A healthy belch and it's time to be on my way.

Sunday, April 16, 2017

Tail from the Back Seat: Days of Walks and Greenies

The days of walks and Greenies
Smile and run away like a child at play
Through a meadow land toward a closing door
A door marked 'Nevermore' that wasn't there before

The lonely night discloses
Just a passing breeze filled with memories

Of the golden smile that introduced me to 

The days of walks and Greenies...and you
                           (Adapted from "Days of Wine and Roses" by Johnny Mercer)

Let me start by stating the obvious--in case you didn't notice--there is only one tail from the backseat...for now.
Karly--beautiful, bold, brave (and yes, sometimes bitchy)--my best buddy, backseat and otherwise, has died.

One day we were walking together...
The next day she was hobbling around, dragging her back foot...
The next day she "stayed home" all day relaxing in the warm sunshine...
And then there were no more days with Karly...
Now it's Just Jake.

    She died peacefully and on her terms.                                During her final days she ate only Greenies and barely drank water...her terms, of course.

Karly had a fun-filled glorious life of  nearly 13 years, quite a lifespan for a gal of her breed, size, and temperament--a bit "always on edge" compared to me.

Instagram's "thedogist" summarized us the best:


                                                                                         She was smart and sassy and enjoyed a bi-coastal life--from sea to shining sea--and for all of my 10 years I joined her on this adventure....

...and what a trip it was!

Fittingly (for a dog), Karly's life ended in the Chihuahuan Desert.
It makes me smile to think of her everlasting spirit--holding court over and chasing those little mutts around in Chihuahuan Desert Heaven--and those who knew and loved her best, know exactly what I mean!

P.S.  The backseat is just not the same anymore....

But don't worry, I'm just keeping a spot warm....

....for Wesson
(Born March 6, 2017...to become part of the Vowell family on May 1, 2017)

EPILOGUE (by Susan)
One of my favorite authors is Edward Abbey.

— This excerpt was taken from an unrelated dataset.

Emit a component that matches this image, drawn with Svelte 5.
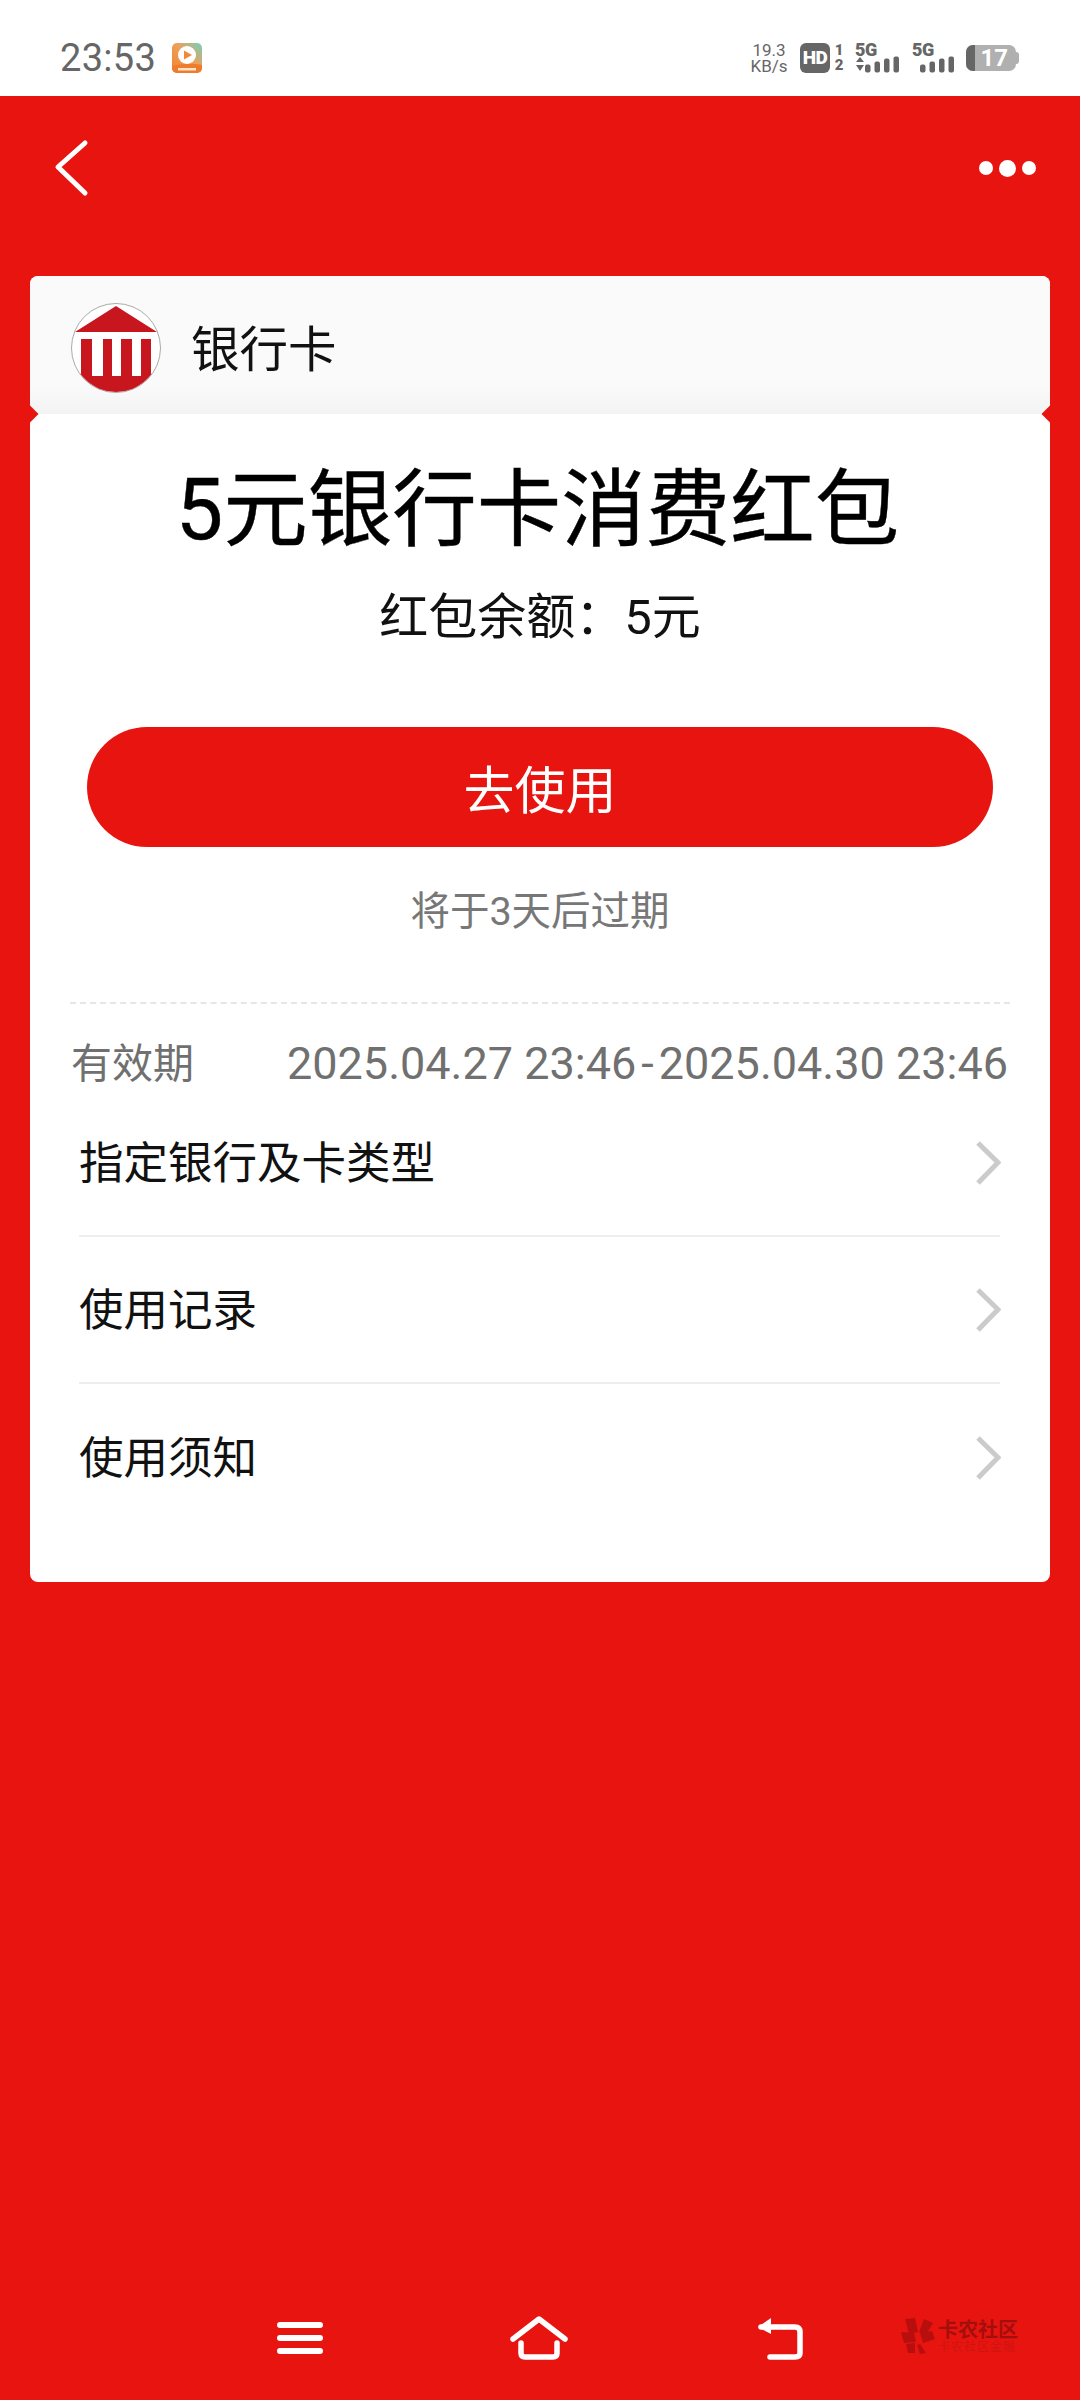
<script>
  const rows = ['指定银行及卡类型', '使用记录', '使用须知'];
  const bars = [
    { x: 0, h: 8 },
    { x: 9.5, h: 11 },
    { x: 19, h: 14 },
    { x: 28.5, h: 16 }
  ];
</script>

<div class="page">
  <div class="status">
    <div class="status-left">
      <span class="time">23:53</span>
      <svg class="app-icon" viewBox="0 0 30 30" width="30" height="30">
        <defs>
          <linearGradient id="appbg" x1="0" y1="1" x2="1" y2="0">
            <stop offset="0" stop-color="#f0812f" />
            <stop offset="0.55" stop-color="#eea05a" />
            <stop offset="1" stop-color="#6fd2bf" />
          </linearGradient>
        </defs>
        <rect width="30" height="30" rx="5" fill="url(#appbg)" />
        <path d="M0 23 Q15 19 30 22 V25 a5 5 0 0 1 -5 5 H5 a5 5 0 0 1 -5 -5Z" fill="#ef7b2d" />
        <circle cx="15" cy="12" r="9" fill="#fff" />
        <path d="M12 7.5 L20 12 L12 16.5Z" fill="#f08a3a" />
        <rect x="6" y="25" width="18" height="2.5" fill="#fde3c8" />
      </svg>
    </div>
    <div class="status-right">
      <div class="speed"><span>19.3</span><span>KB/s</span></div>
      <div class="hd">HD</div>
      <div class="sims"><span>1</span><span>2</span></div>
      <div class="net first">
        <span class="five-g">5G</span>
        <svg viewBox="0 0 46 30" width="46" height="30">
          <path d="M1 19 L5 14 L9 19Z M1 22 L5 28 L9 22Z" fill="#666" />
          {#each bars as b}
            <rect x={b.x + 10} y={29.5 - b.h} width="5.5" height={b.h} rx="2" fill="#666" />
          {/each}
        </svg>
      </div>
      <div class="net second">
        <span class="five-g">5G</span>
        <svg viewBox="0 0 36 30" width="36" height="30">
          {#each bars as b}
            <rect x={b.x} y={29.5 - b.h} width="5.5" height={b.h} rx="2" fill="#666" />
          {/each}
        </svg>
      </div>
      <div class="battery">
        <div class="cell">
          <div class="level"></div>
          <span>17</span>
        </div>
        <div class="nub"></div>
      </div>
    </div>
  </div>

  <main class="main">
    <div class="nav">
      <svg viewBox="0 0 36 60" width="36" height="60">
        <path d="M32 4 L5 28 L32 54" fill="none" stroke="#fff" stroke-width="5" stroke-linecap="round" stroke-linejoin="round" />
      </svg>
      <div class="dots"><i></i><i class="big"></i><i></i></div>
    </div>

    <section class="card">
      <header class="card-head">
        <svg class="bank" viewBox="0 0 90 90" width="90" height="90">
          <defs>
            <clipPath id="circ"><circle cx="45" cy="45" r="44" /></clipPath>
          </defs>
          <circle cx="45" cy="45" r="44.5" fill="#fff" stroke="#a9a9a9" />
          <g clip-path="url(#circ)">
            <path d="M4 29 L45 3 L86 29Z" fill="#c8161f" />
            <path d="M10 36 H21 V73 H32 V36 H41 V73 H50 V36 H61 V73 H70 V36 H80 V70 L90 90 H0 L10 70Z" fill="#c8161f" />
          </g>
        </svg>
        <span>银行卡</span>
      </header>

      <div class="card-body">
        <h1>5元银行卡消费红包</h1>
        <p class="balance">红包余额：5元</p>
        <button class="use">去使用</button>
        <p class="expire">将于3天后过期</p>

        <div class="validity">
          <span>有效期</span>
          <span class="dates">2025.04.27 23:46<span class="dash">-</span>2025.04.30 23:46</span>
        </div>

        <ul class="rows">
          {#each rows as row}
            <li>
              <span>{row}</span>
              <svg viewBox="0 0 26 44" width="26" height="44">
                <path d="M3 2 L23 21.5 L3 42" fill="none" stroke="#cbcbcb" stroke-width="5" />
              </svg>
            </li>
          {/each}
        </ul>
      </div>
    </section>

    <footer class="bottom">
      <svg class="menu" viewBox="0 0 46 34" width="46" height="34">
        <path d="M3 4 H43 M3 17 H43 M3 30 H43" stroke="#fff" stroke-width="6" stroke-linecap="round" />
      </svg>
      <svg class="home" viewBox="0 0 58 44" width="58" height="44">
        <path d="M3 23 L29 3 L55 23" fill="none" stroke="#fff" stroke-width="5.5" stroke-linecap="round" stroke-linejoin="round" />
        <path d="M11 27 V37 Q11 41 15 41 H43 Q47 41 47 37 V27" fill="none" stroke="#fff" stroke-width="5.5" stroke-linecap="round" />
      </svg>
      <svg class="back" viewBox="0 0 46 44" width="46" height="44">
        <path d="M4 10 H38 Q43 10 43 15 V36 Q43 40 38 40 H13" fill="none" stroke="#fff" stroke-width="5.5" stroke-linecap="round" />
        <path d="M14 1 L1 10 L14 17Z" fill="#fff" />
      </svg>
      <div class="mark">
        <svg viewBox="0 0 36 36" width="36" height="36">
          <g fill="#b80f0e">
            <path d="M5 1 L15 0 L18 14 L9 16Z" />
            <path d="M24 1 L33 5 L26 17 L19 14Z" />
            <path d="M1 14 L14 15 L16 24 L4 25Z" />
            <path d="M20 15 L32 13 L35 21 L23 25Z" />
            <path d="M6 26 L15 25 L15 35 L8 35Z" />
            <path d="M20 26 L26 35 L20 36 L17 27Z" />
          </g>
        </svg>
        <div class="mark-text">
          <span>卡农社区</span>
          <small>卡农社区金融</small>
        </div>
      </div>
    </footer>
  </main>
</div>

<style>
  :global(body) {
    margin: 0;
    background: #e81410;
  }

  .page {
    width: 1080px;
    height: 2400px;
    display: flex;
    flex-direction: column;
    font-family: Roboto, "Noto Sans CJK SC", sans-serif;
    overflow: hidden;
  }

  .status {
    height: 96px;
    flex: none;
    background: #fff;
    display: flex;
    justify-content: space-between;
    align-items: center;
    padding: 20px 60px 0 60px;
    color: #666;
    box-sizing: border-box;
  }

  .status-left {
    display: flex;
    align-items: center;
    gap: 16px;
  }

  .time {
    font-size: 38px;
    letter-spacing: 0.3px;
  }

  .status-right {
    display: flex;
    align-items: center;
    height: 32px;
  }

  .speed {
    display: flex;
    flex-direction: column;
    align-items: center;
    width: 38px;
    font-size: 17px;
    line-height: 16px;
    margin-right: 12px;
  }

  .hd {
    width: 30px;
    height: 30px;
    border-radius: 6px;
    background: #666;
    color: #fff;
    font-size: 19px;
    font-weight: 900;
    line-height: 30px;
    text-align: center;
    letter-spacing: -0.5px;
  }

  .sims {
    display: flex;
    flex-direction: column;
    width: 12px;
    margin-left: 3px;
    font-size: 15px;
    font-weight: 900;
    line-height: 15px;
    text-align: center;
  }

  .net {
    position: relative;
    height: 30px;
    display: flex;
    align-items: flex-end;
    font-weight: 900;
  }

  .net.first {
    margin-left: 10px;
    width: 46px;
  }

  .net.second {
    margin-left: 11px;
    width: 44px;
    justify-content: flex-end;
  }

  .five-g {
    position: absolute;
    left: 0;
    top: -2px;
    font-size: 18px;
    line-height: 18px;
    letter-spacing: -0.5px;
  }

  .battery {
    display: flex;
    align-items: center;
    width: 54px;
    margin-left: 10px;
  }

  .cell {
    position: relative;
    width: 50px;
    height: 26px;
    border-radius: 7px;
    background: #b0b0b0;
    color: #fff;
    font-size: 24px;
    font-weight: 700;
    line-height: 26px;
    text-align: right;
    padding-right: 8px;
    box-sizing: border-box;
  }

  .nub {
    width: 3px;
    height: 12px;
    border-radius: 0 3px 3px 0;
    background: #b0b0b0;
  }

  .level {
    position: absolute;
    left: 0;
    top: 0;
    bottom: 0;
    width: 9px;
    border-radius: 7px 0 0 7px;
    background: #666;
  }

  .main {
    flex: 1;
    display: flex;
    flex-direction: column;
    background: #e81410;
  }

  .nav {
    height: 180px;
    flex: none;
    display: flex;
    justify-content: space-between;
    align-items: flex-start;
    padding: 43px 44px 0 53px;
    box-sizing: border-box;
  }

  .dots {
    display: flex;
    align-items: center;
    gap: 6px;
    height: 30px;
    margin-top: 14px;
  }

  .dots i {
    width: 14px;
    height: 14px;
    border-radius: 50%;
    background: #fff;
  }

  .dots i.big {
    width: 17px;
    height: 17px;
  }

  .card {
    position: relative;
    margin: 0 30px;
    height: 1306px;
    flex: none;
    border-radius: 8px;
    background: #fff;
    overflow: hidden;
  }

  .card::before,
  .card::after {
    content: "";
    position: absolute;
    top: 132px;
    width: 12px;
    height: 12px;
    background: #e81410;
    transform: rotate(45deg);
  }

  .card::before {
    left: -6px;
  }

  .card::after {
    right: -6px;
  }

  .card-head {
    height: 138px;
    display: flex;
    align-items: center;
    gap: 30px;
    padding: 5px 0 0 41px;
    box-sizing: border-box;
    background: linear-gradient(#fafafa 0, #fafafa 80%, #f3f3f3 100%);
    color: #111;
    font-size: 48.5px;
  }

  .card-head span {
    margin-top: -3px;
  }

  .card-body {
    padding: 0 40px;
    display: flex;
    flex-direction: column;
    align-items: center;
  }

  h1 {
    margin: 47px 5px 0 0;
    font-size: 84.5px;
    font-weight: 400;
    line-height: 100px;
    color: #000;
    -webkit-text-stroke: 0.4px #000;
  }

  .balance {
    margin: 27px 0 0;
    font-size: 49px;
    line-height: 60px;
    color: #111;
  }

  .use {
    margin: 79px 0 0;
    width: 906px;
    height: 120px;
    flex: none;
    border: none;
    border-radius: 60px;
    background: #e81410;
    color: #fff;
    font-family: inherit;
    font-size: 51px;
  }

  .expire {
    margin: 41px 0 0;
    font-size: 39.5px;
    line-height: 48px;
    color: #777;
  }

  .validity {
    align-self: stretch;
    margin-top: 66px;
    padding: 36px 0 0 1px;
    border-top: 2px dashed #e6e6e6;
    display: flex;
    justify-content: space-between;
    align-items: center;
    font-size: 41px;
    line-height: 48px;
    color: #707070;
  }

  .dates {
    font-size: 45px;
    white-space: nowrap;
    margin-right: 2px;
  }

  .dash {
    margin: 0 5px;
  }

  .rows {
    list-style: none;
    align-self: stretch;
    margin: 2px 10px 0 9px;
    padding: 0;
  }

  .rows li {
    height: 147px;
    display: flex;
    justify-content: space-between;
    align-items: center;
    border-bottom: 2px solid #eeeeee;
    box-sizing: border-box;
    font-size: 44.5px;
    color: #111;
  }

  .rows li:last-child {
    border-bottom: none;
  }

  .rows li span {
    padding-bottom: 6px;
  }

  .rows svg {
    margin-right: -1px;
  }

  .bottom {
    margin-top: auto;
    height: 96px;
    flex: none;
    position: relative;
    display: flex;
    align-items: flex-start;
    padding: 17px 0 0 277px;
    box-sizing: border-box;
  }

  .home {
    margin-left: 187px;
    margin-top: -5px;
  }

  .back {
    margin-left: 189px;
    margin-top: -4px;
  }

  .mark {
    margin-left: 97px;
    margin-top: -3px;
    display: flex;
    gap: 2px;
    color: #a30f0d;
  }

  .mark-text {
    display: flex;
    flex-direction: column;
    margin-top: 2px;
  }

  .mark-text span {
    font-size: 20px;
    font-weight: 700;
    line-height: 20px;
  }

  .mark-text small {
    font-size: 12px;
    line-height: 14px;
    color: #cf1411;
    letter-spacing: 1px;
    white-space: nowrap;
  }
</style>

Traveling as much as we do in the Southwest, I feel as if I am "living" Abbey's writings.  My most favorite book is Desert Solitaire, given to me by a very dear friend/fellow traveler  who introduced me to Abbey's work and which I incorporated into the last "Tails from the Backseat" post, which ironically was the last to include Karly.  I foolishly loaned out my copy a couple years ago and it was never returned. I've been searching for a replacement, preferably a used paperback copy reminiscent of my friend's, but Abbey's books are rarely found for sale, they are keepers for personal libraries.

Karly died on our way to Big Bend National Park, in the heart of the Chihuahuan Desert of Texas. We had several towels, sheets, and blankets from her final days of basking in the sunshine that were ready to be washed, as much for an emotional cleanse as a laundering requirement.  There was a small "laundromat" (one washer, two dryers) at Big Bend National Park--surprising since visitor services at the Park were very limited--and since it was also one of two places to get internet access, we decided to take a break from hiking and do our laundry.

As I was transferring laundry from the washer to the dryer, a tour bus pulled up to the adjacent snack bar/gift shop, and the "Roads Scholars", an educational tour group, disembarked for a restroom and snack break...they also enjoyed petting Jake...and Jake enjoyed being petted!!  Upon their departure, I went to gather my dried laundry and noticed a pile of paperback books and magazines on the folding table that were not there before.  I assume they had been left behind by the tour group since I have discovered  that laundromats have an admirable policy of "leave a book, take a book".  

But "what to my wondering eyes did appear"...in dizzying disbelief??  
A pristine, paperback copy of Edward Abbey's Desert Solitaire!!!
With all the giddiness of winning the Publisher's Clearinghouse Jackpot Sweepstakes, I grabbed the book and ran out to show John.
The universe works in mysterious ways, especially if you are open to it... Karly, I know this one's on you!!!